Final Girls by Riley Sager



I see Riley Sager's books popping up in my timeline all the time but I've never actually read any of his work until now. FINAL GIRLS intrigued me because I kind of loved the idea of a group of "final girls" (those girls in horror flicks who end up becoming the last women standing) overcoming the tragedies of their pasts, only to end up finding themselves playing the real life scream queens yet again in a new slew of horrors.

Horror was my go-to genre before I fell in love with romance and even though I no longer like it as much as I used to, I still return to it occasionally whenever I find myself in a slump. I know it's strange, but I find it comforting. It kind of transports me back to my high school years, when focusing on slasher films and pulpy novels about killer cults and demonic worms took my mind of the everyday anxieties of being an unhappy teenager. FINAL GIRLS is especially fun because it's like 90s horror movie meets crime thriller.

Our heroine, Quincey, is one of the final girls. About ten years ago, she and her friends went to a cabin in the woods-- and all of them were brutally killed except for Quincey herself. She has dissociative amnesia and can't remember the events from that night, which some people found suspicious. Others were more sympathetic. Either way, she's now trying to rebuild her life, and bar some substance abuse and emotional PTSD, she's become a successful baking blogger with a successful lawyer fiance, and it seems like everything's coming up roses.

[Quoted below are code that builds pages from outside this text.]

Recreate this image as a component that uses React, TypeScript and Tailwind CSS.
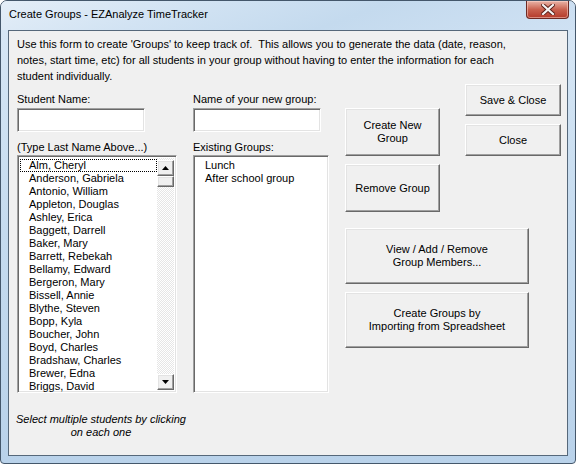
const students = [
  "Alm, Cheryl",
  "Anderson, Gabriela",
  "Antonio, William",
  "Appleton, Douglas",
  "Ashley, Erica",
  "Baggett, Darrell",
  "Baker, Mary",
  "Barrett, Rebekah",
  "Bellamy, Edward",
  "Bergeron, Mary",
  "Bissell, Annie",
  "Blythe, Steven",
  "Bopp, Kyla",
  "Boucher, John",
  "Boyd, Charles",
  "Bradshaw, Charles",
  "Brewer, Edna",
  "Briggs, David",
];

const groups = ["Lunch", "After school group"];

const raised =
  "border border-t-white border-l-white border-r-[#696969] border-b-[#696969] shadow-[inset_-1px_-1px_0_#a0a0a0,inset_1px_1px_0_#e3e3e3] bg-[#f0f0f0]";
const sunken =
  "border border-t-[#a0a0a0] border-l-[#a0a0a0] border-r-white border-b-white shadow-[inset_1px_1px_0_#696969,inset_-1px_-1px_0_#e3e3e3] bg-white";

function Button({ className, children }: { className: string; children: React.ReactNode }) {
  return (
    <button className={`${raised} ${className} flex items-center justify-center text-center text-[11px] leading-[13px] text-black`}>
      <span>{children}</span>
    </button>
  );
}

function Arrow({ up }: { up?: boolean }) {
  return (
    <svg width="7" height="4" viewBox="0 0 7 4">
      <path d={up ? "M0 4 L3.5 0 L7 4 Z" : "M0 0 L7 0 L3.5 4 Z"} fill="#000" />
    </svg>
  );
}

export default function App() {
  return (
    <div className="w-[576px] h-[464px] bg-white font-['Liberation_Sans',Arial,sans-serif]">
      <div className="w-full h-full flex flex-col rounded-t-[7px] rounded-b-[4px] border border-[#44576b] bg-gradient-to-b from-[#d9e8f6] via-[#c5dbef] to-[#b9d2ea] overflow-hidden">
        {/* title bar */}
        <div className="h-[29px] flex items-start justify-between bg-[linear-gradient(160deg,#e4eef8_0%,#d2e3f3_30%,#c4daee_60%,#cfe1f3_100%)]">
          <span className="ml-[8px] mt-[6px] text-[11px] leading-[14px] text-black">
            Create Groups - EZAnalyze TimeTracker
          </span>
          <div className="mr-[6px] w-[43px] h-[18px] rounded-b-[4px] border border-t-0 border-[#6e2a24] bg-gradient-to-b from-[#e8b4a8] via-[#c9614f] to-[#b4392a] shadow-[inset_0_0_0_1px_rgba(255,220,210,0.5)] flex items-center justify-center">
            <svg width="14" height="11" viewBox="0 0 14 11">
              <path d="M2 1 L12 10 M12 1 L2 10" stroke="#5b1f18" strokeWidth="4" strokeLinecap="square" />
              <path d="M2 1 L12 10 M12 1 L2 10" stroke="#f4f4f4" strokeWidth="2.2" strokeLinecap="square" />
            </svg>
          </div>
        </div>

        {/* client area */}
        <div className="flex-1 px-[7px] pb-[7px]">
          <div className="h-full border border-[#56687a] bg-[#f0f0f0] pl-[8px] pt-[5px] text-[11px] text-black">
            <p className="leading-[16px]">
              Use this form to create 'Groups' to keep track of.&nbsp; This allows you to generate the data (date, reason,
              <br />
              notes, start time, etc) for all students in your group without having to enter the information for each
              <br />
              student individually.
            </p>

            <div className="flex items-start">
              {/* students column */}
              <div className="w-[160px] flex flex-col">
                <div className="mt-[7px] leading-[16px]">Student Name:</div>
                <div className={`${sunken} mt-[1px] w-[128px] h-[24px]`} />
                <div className="mt-[7px] leading-[16px]">(Type Last Name Above...)</div>
                <div className={`${sunken} h-[238px] flex p-[2px]`}>
                  <div className="flex-1 pt-[1px]">
                    {students.map((s, i) => (
                      <div
                        key={s}
                        className={`h-[13px] leading-[13px] pl-[9px] ${i === 0 ? "outline outline-1 outline-dotted outline-black -outline-offset-1" : ""}`}
                      >
                        {s}
                      </div>
                    ))}
                  </div>
                  <div className="w-[17px] flex flex-col bg-[repeating-conic-gradient(#ffffff_0_25%,#e6e6e6_0_50%)] bg-[length:2px_2px]">
                    <div className={`${raised} h-[16px] mt-[2px] flex items-center justify-center`}>
                      <Arrow up />
                    </div>
                    <div className={`${raised} h-[11px]`} />
                    <div className="flex-1" />
                    <div className={`${raised} h-[16px] flex items-center justify-center`}>
                      <Arrow />
                    </div>
                  </div>
                </div>
                <div className="mt-[20px] w-[168px] flex flex-col items-center italic leading-[13px] whitespace-nowrap">
                  <span>Select multiple students by clicking</span>
                  <span>on each one</span>
                </div>
              </div>

              {/* groups column */}
              <div className="ml-[16px] w-[136px] flex flex-col">
                <div className="mt-[7px] leading-[16px]">Name of your new group:</div>
                <div className={`${sunken} mt-[1px] w-[128px] h-[24px]`} />
                <div className="mt-[7px] leading-[16px]">Existing Groups:</div>
                <div className={`${sunken} h-[238px] p-[2px] pt-[3px]`}>
                  {groups.map((g) => (
                    <div key={g} className="h-[13px] leading-[13px] pl-[9px]">
                      {g}
                    </div>
                  ))}
                </div>
              </div>

              {/* buttons column */}
              <div className="ml-[16px] flex flex-col">
                <div className="flex items-start">
                  <div className="mt-[24px] flex flex-col gap-[8px]">
                    <Button className="w-[95px] h-[48px]">
                      Create New
                      <br />
                      Group
                    </Button>
                    <Button className="w-[95px] h-[48px]">Remove Group</Button>
                  </div>
                  <div className="ml-[25px] flex flex-col gap-[8px]">
                    <Button className="w-[96px] h-[32px]">Save &amp; Close</Button>
                    <Button className="w-[96px] h-[32px]">Close</Button>
                  </div>
                </div>
                <Button className="mt-[16px] w-[184px] h-[56px]">
                  View / Add / Remove
                  <br />
                  Group Members...
                </Button>
                <Button className="mt-[8px] w-[184px] h-[56px]">
                  Create Groups by
                  <br />
                  Importing from Spreadsheet
                </Button>
              </div>
            </div>
          </div>
        </div>
      </div>
    </div>
  );
}
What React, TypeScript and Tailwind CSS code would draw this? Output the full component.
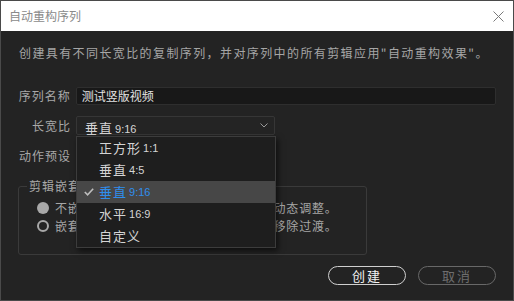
import React from 'react';

const cjk = "font-['Noto_Sans_CJK_SC','Noto_Sans',sans-serif]";

const options = [
  { name: '正方形', ratio: '1:1' },
  { name: '垂直', ratio: '4:5' },
  { name: '垂直', ratio: '9:16' },
  { name: '水平', ratio: '16:9' },
  { name: '自定义', ratio: '' },
];

const App = () => {
  const selected = 2;

  return (
    <div className={`w-[514px] h-[301px] flex flex-col bg-[#232323] border border-[#4a4a4a] ${cjk} overflow-hidden`}>
      {/* title bar */}
      <div className="h-[30px] shrink-0 bg-white flex items-center justify-between pl-[8px] pr-[9px]">
        <span className="text-[12px] text-[#8a8a8a]">自动重构序列</span>
        <svg width="11" height="11" viewBox="0 0 11 11" className="mt-px">
          <path d="M0.5 0.5 L10.5 10.5 M10.5 0.5 L0.5 10.5" stroke="#7a7a7a" strokeWidth="1" />
        </svg>
      </div>

      <div className="flex-1 flex flex-col px-[17px]">
        <p className="mt-[14px] text-[12px] leading-[16px] tracking-[1.4px] text-[#a6a6a6] pl-px whitespace-nowrap">
          创建具有不同长宽比的复制序列，并对序列中的所有剪辑应用"自动重构效果"。
        </p>

        <div className="mt-[26px] flex items-center">
          <label className="w-[53px] text-right text-[12px] tracking-[1px] text-[#a8a8a8]">序列名称</label>
          <div className="ml-[5px] w-[422px] h-[18px] bg-[#181818] border border-[#2e2e2e] rounded-[2px] flex items-center px-[5px] text-[12px] text-[#e2e2e2]">
            测试竖版视频
          </div>
        </div>

        <div className="mt-[11px] flex items-center relative z-10">
          <label className="w-[53px] text-right text-[12px] tracking-[1px] text-[#a8a8a8]">长宽比</label>
          <div className="ml-[5px] relative">
            <div className="w-[199px] h-[19px] bg-[#242424] border border-[#363636] rounded-[2px] flex items-center justify-between pl-[8px] pr-[6px]">
              <span className="text-[#d6d6d6]">
                <span className="text-[13px] tracking-[1px]">垂直</span>
                <span className="text-[11px] font-['Liberation_Sans',sans-serif] ml-[2px]">9:16</span>
              </span>
              <svg width="8" height="5" viewBox="0 0 8 5">
                <path d="M0.5 0.5 L4 4 L7.5 0.5" stroke="#9a9a9a" strokeWidth="1" fill="none" />
              </svg>
            </div>

            {/* open dropdown list */}
            <div className="absolute left-0 top-full mt-px w-[200px] bg-[#1e1e1e] border border-[#3c3c3c] shadow-[2px_3px_6px_rgba(0,0,0,0.6)] flex flex-col">
              {options.map((o, i) => (
                <div
                  key={i}
                  className={`h-[22px] flex items-center ${i === selected ? 'bg-[#474747] text-[#2f8eed]' : 'text-[#d4d4d4]'}`}
                >
                  <span className="w-[22px] flex justify-center pl-px">
                    {i === selected && (
                      <svg width="10" height="8" viewBox="0 0 10 8">
                        <path d="M0.8 4 L3.6 6.8 L9.2 0.8" stroke="#bdbdbd" strokeWidth="1.6" fill="none" />
                      </svg>
                    )}
                  </span>
                  <span className="text-[13px] tracking-[1px]">{o.name}</span>
                  {o.ratio && (
                    <span className="text-[11px] font-['Liberation_Sans',sans-serif] ml-[2px]">{o.ratio}</span>
                  )}
                </div>
              ))}
            </div>
          </div>
        </div>

        <div className="mt-[11px] flex items-center">
          <label className="w-[53px] text-right text-[12px] tracking-[1px] text-[#a8a8a8]">动作预设</label>
          <div className="ml-[5px] w-[199px] h-[19px] bg-[#242424] border border-[#363636] rounded-[2px]" />
        </div>

        <fieldset className="mt-[12px] w-[349px] h-[78px] border border-[#3a3a3a] rounded-[3px] pl-[8px] pt-[4px]">
          <legend className="px-[2px] text-[12px] tracking-[1px] text-[#a8a8a8]">剪辑嵌套</legend>
          <div className="flex items-center h-[18px] pl-[10px]">
            <span className="w-[12px] h-[12px] rounded-full bg-[#a8a8a8]" />
            <span className="ml-[6px] text-[12px] tracking-[0.85px] text-[#a6a6a6] whitespace-nowrap">不嵌套剪辑，将对位置和缩放参数进行动态调整。</span>
          </div>
          <div className="flex items-center h-[18px] pl-[10px]">
            <span className="w-[12px] h-[12px] rounded-full border-2 border-[#a8a8a8]" />
            <span className="ml-[6px] text-[12px] tracking-[0.85px] text-[#a6a6a6] whitespace-nowrap">嵌套剪辑，嵌套剪辑中的转场效果将会移除过渡。</span>
          </div>
        </fieldset>

        <div className="mt-[11px] flex justify-end gap-[12px]">
          <button className="w-[78px] h-[19px] rounded-full border border-[#cfcfcf] text-[13px] tracking-[2px] leading-none text-[#f2f2f2]">
            创建
          </button>
          <button className="w-[78px] h-[19px] rounded-full border border-[#686868] text-[13px] tracking-[2px] leading-none text-[#6e6e6e]">
            取消
          </button>
        </div>
      </div>
    </div>
  );
};

export default App;
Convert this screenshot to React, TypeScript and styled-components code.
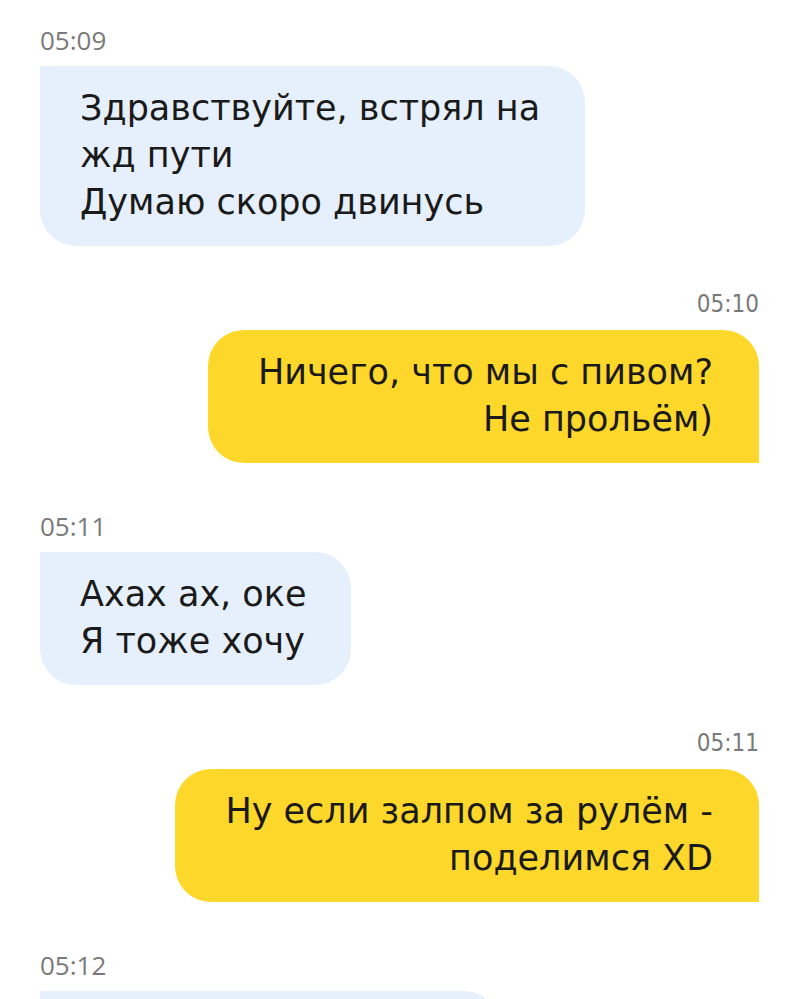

...Until another final girl, Lisa, dies. Killing herself allegedly. And then, a few days later, Sam shows up on her doorstep. Wanting to help, she claims, and haunted by her own miserable past of being the only one to survive a series of gruesome tortures at a motel. But Lisa's death doesn't add up and Sam's motivations are questionable, and pretty soon it becomes clear that all three women have more secrets than their dark pasts, and at least one of them might be in mortal danger.

Was this book literature? No. Did I devour it in a single day? YAS. I said to someone that this kind of reminds me of Rachel Caine's Stillhouse Lake series in that it's about a woman recovering from past encounters with violent crime, only to find herself victim to it yet again while trying to recover. Like the heroine in that novel, she's also flawed as all get out and morally ambiguous, but still easy to root for even as you might question whether she's truly the victim others would like her to be. It had the right amount of suspense to keep me turning the pages and some interesting twists that weren't what I was expecting. This turned out to be exactly the book I needed for my current mood.